Geschichte im Fernsehen: Wie wirkt der Holocaust?

Wie wird das Thema Holocaust im österreichischen, deutschen und israelischen Fernsehen vermittelt und verarbeitet? Wie reagiert das Publikum? Ein internationales Team rund um den Medienexperten Jürgen Grimm hat dazu erstmalig eine ländervergleichende Studie durchgeführt.

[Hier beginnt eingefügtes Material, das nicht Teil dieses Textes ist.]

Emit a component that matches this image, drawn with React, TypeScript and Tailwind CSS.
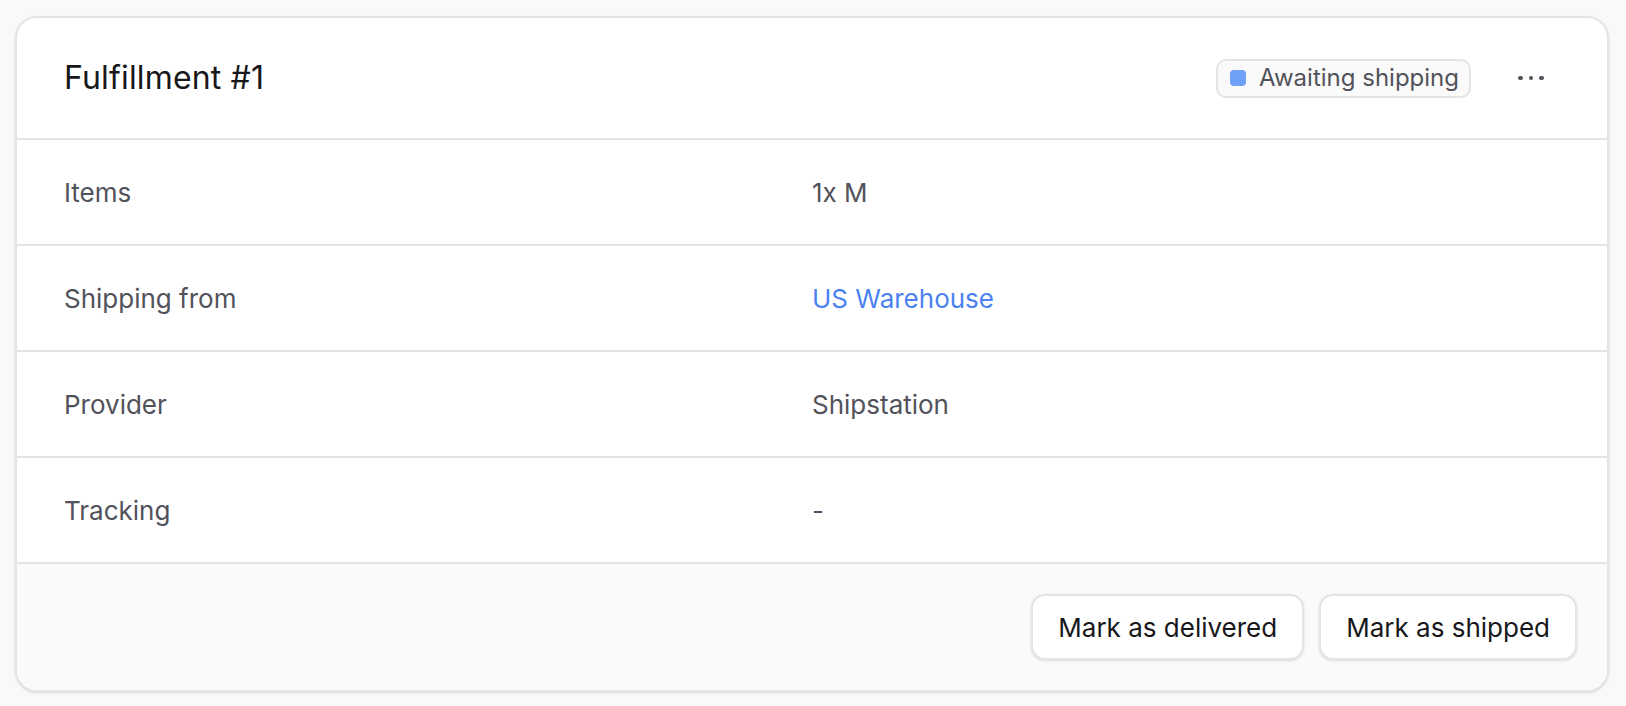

"Wir haben über 800 Menschen in Österreich, Deutschland und Israel zur Nutzung und Wirkung geschichtsthematisierender Fernsehsendungen befragt – in diesem Fall zur Holocaust-Dokumentation 'Nacht und Nebel'", erklärt Jürgen Grimm. Er hat das Projekt "TV-Geschichtsvermittlung im transnationalen Raum" gemeinsam mit Josef Seethaler (ÖAW) und Rainer Gries – einem langjährigen Kollegen am Institut für Publizistik- und Kommunikationswissenschaft, der aktuell an der Friedrich-Schiller-Universität Jena tätig ist – sowie dem Fernsehsender 3sat umgesetzt. "Die Ergebnisse sind sehr interessant", so der Medienwirkungs- und Methodenexperte: "Unsere Studie belegt, dass die Zugänge zur Geschichte auch in Zeiten einer vernetzten Welt noch immer stark von der jeweils erlebten nationalen Wahrnehmung geprägt sind."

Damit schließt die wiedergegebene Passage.